> Dataset excerpts:
· · ·

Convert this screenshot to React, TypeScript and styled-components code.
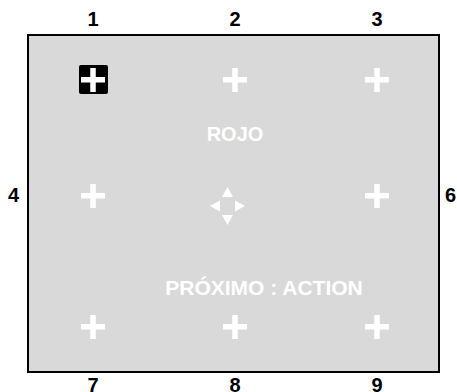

· · ·

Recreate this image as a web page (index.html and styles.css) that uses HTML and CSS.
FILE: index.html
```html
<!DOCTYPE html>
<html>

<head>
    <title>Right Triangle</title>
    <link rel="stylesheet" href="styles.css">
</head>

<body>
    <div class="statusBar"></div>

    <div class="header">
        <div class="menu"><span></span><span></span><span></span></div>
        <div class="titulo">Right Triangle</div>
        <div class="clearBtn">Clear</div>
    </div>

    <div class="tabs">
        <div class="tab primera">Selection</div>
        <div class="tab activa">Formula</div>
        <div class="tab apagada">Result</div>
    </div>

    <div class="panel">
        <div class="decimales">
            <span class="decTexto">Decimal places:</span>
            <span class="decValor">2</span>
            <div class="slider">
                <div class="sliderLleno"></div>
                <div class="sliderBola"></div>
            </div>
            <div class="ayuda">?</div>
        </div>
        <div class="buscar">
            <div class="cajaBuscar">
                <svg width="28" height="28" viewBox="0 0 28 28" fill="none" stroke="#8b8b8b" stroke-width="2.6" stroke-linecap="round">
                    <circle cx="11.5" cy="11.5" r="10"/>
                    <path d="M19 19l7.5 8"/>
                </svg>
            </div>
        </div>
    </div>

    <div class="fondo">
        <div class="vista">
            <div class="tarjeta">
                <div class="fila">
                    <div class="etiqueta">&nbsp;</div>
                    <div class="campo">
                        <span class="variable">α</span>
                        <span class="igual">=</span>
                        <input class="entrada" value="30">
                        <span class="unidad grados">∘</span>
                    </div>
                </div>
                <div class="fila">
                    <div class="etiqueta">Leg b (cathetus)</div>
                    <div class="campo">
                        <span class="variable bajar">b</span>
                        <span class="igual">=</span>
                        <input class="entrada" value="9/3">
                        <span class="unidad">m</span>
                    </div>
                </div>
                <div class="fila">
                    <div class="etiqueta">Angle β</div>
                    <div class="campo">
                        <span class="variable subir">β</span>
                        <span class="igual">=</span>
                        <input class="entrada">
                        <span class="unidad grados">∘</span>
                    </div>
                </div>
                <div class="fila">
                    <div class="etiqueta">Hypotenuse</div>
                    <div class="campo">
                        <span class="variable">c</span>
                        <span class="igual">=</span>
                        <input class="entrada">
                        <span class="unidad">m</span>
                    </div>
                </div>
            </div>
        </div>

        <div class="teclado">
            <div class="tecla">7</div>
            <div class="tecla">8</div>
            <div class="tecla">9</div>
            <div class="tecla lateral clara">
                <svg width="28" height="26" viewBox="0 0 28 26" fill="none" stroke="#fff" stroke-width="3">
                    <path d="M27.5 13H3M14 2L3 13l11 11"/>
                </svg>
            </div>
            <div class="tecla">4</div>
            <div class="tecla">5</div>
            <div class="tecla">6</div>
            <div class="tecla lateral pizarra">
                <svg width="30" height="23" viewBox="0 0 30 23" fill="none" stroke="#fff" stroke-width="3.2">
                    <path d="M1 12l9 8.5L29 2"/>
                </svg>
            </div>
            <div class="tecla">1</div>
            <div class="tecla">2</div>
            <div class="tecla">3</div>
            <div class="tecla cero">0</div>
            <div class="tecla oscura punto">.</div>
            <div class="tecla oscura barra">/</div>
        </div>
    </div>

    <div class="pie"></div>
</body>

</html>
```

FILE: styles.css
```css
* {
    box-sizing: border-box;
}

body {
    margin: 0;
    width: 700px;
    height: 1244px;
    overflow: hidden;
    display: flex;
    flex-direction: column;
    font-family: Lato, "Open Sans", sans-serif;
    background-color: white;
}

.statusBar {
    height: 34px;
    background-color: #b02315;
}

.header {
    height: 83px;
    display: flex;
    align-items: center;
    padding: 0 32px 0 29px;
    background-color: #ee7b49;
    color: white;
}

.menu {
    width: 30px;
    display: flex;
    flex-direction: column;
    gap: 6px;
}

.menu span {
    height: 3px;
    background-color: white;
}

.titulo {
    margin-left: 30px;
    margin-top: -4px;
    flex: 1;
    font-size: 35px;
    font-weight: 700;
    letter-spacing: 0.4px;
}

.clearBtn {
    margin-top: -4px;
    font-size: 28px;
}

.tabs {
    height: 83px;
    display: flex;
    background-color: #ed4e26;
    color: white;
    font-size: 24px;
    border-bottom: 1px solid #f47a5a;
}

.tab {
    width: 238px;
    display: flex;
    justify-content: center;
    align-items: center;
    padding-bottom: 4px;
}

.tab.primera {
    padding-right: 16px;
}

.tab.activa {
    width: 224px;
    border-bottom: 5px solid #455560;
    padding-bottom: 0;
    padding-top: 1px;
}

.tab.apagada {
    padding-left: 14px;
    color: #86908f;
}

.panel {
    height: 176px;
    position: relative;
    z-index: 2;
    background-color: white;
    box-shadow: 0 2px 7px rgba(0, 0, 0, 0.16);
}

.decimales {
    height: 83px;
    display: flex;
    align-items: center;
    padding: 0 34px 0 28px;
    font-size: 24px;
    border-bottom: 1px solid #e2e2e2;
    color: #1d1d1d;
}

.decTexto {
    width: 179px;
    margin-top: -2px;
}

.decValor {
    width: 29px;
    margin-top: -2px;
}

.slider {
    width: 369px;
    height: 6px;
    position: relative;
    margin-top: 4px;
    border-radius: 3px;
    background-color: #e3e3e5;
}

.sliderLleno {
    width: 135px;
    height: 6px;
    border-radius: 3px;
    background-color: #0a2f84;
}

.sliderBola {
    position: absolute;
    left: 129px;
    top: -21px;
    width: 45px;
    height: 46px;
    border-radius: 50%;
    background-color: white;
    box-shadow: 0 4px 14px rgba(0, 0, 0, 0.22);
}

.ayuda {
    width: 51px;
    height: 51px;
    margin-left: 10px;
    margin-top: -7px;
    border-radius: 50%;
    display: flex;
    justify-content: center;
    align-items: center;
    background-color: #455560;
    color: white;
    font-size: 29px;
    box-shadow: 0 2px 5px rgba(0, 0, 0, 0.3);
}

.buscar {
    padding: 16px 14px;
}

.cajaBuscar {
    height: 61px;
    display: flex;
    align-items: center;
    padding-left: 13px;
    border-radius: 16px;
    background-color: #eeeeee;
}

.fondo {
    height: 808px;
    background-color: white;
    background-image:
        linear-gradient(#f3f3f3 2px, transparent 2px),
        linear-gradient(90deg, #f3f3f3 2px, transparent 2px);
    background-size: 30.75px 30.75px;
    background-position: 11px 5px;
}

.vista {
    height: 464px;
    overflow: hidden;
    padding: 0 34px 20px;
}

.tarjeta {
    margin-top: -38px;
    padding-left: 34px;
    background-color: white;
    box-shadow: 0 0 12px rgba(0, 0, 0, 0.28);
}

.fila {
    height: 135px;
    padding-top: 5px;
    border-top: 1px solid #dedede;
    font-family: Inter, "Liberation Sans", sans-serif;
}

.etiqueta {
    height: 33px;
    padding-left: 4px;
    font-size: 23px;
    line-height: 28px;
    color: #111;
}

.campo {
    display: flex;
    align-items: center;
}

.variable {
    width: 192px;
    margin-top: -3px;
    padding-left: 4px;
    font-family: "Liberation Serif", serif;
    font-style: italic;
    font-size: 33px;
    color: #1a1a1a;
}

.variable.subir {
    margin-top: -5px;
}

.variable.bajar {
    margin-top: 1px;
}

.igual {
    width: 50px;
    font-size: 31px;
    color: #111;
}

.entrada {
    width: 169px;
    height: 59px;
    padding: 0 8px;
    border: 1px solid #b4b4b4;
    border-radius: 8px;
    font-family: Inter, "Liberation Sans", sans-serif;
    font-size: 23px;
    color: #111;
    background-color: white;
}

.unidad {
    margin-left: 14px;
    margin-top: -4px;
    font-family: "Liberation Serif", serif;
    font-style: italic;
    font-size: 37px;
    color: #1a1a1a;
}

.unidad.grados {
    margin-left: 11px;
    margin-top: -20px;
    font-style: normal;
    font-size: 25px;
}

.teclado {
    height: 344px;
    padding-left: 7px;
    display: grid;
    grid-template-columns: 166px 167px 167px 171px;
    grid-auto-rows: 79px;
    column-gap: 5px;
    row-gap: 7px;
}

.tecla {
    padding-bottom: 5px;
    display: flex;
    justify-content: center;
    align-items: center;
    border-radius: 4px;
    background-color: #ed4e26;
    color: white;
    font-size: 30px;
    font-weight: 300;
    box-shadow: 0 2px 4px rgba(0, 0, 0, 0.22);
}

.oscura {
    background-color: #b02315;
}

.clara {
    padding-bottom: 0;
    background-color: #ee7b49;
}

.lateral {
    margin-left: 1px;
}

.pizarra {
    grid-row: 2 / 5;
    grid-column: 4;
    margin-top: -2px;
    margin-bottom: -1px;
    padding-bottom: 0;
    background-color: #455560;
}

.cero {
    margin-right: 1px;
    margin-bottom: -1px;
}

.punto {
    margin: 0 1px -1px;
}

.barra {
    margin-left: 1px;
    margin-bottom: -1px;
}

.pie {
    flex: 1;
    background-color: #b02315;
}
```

· · ·

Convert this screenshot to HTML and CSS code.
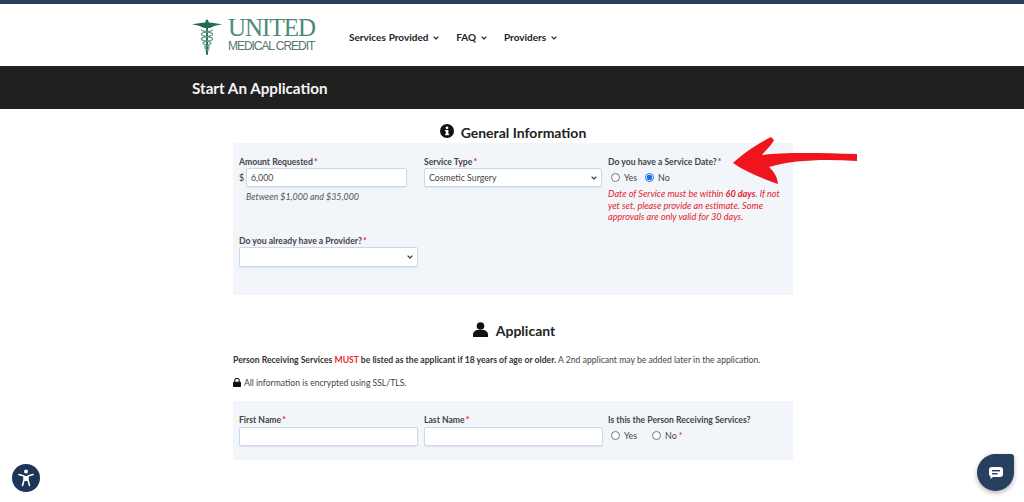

· · ·

> Instructions to follow: Looking at the listing above, how many of its lines contain the string "Convert"? Give the number alone.

> Written reply: 2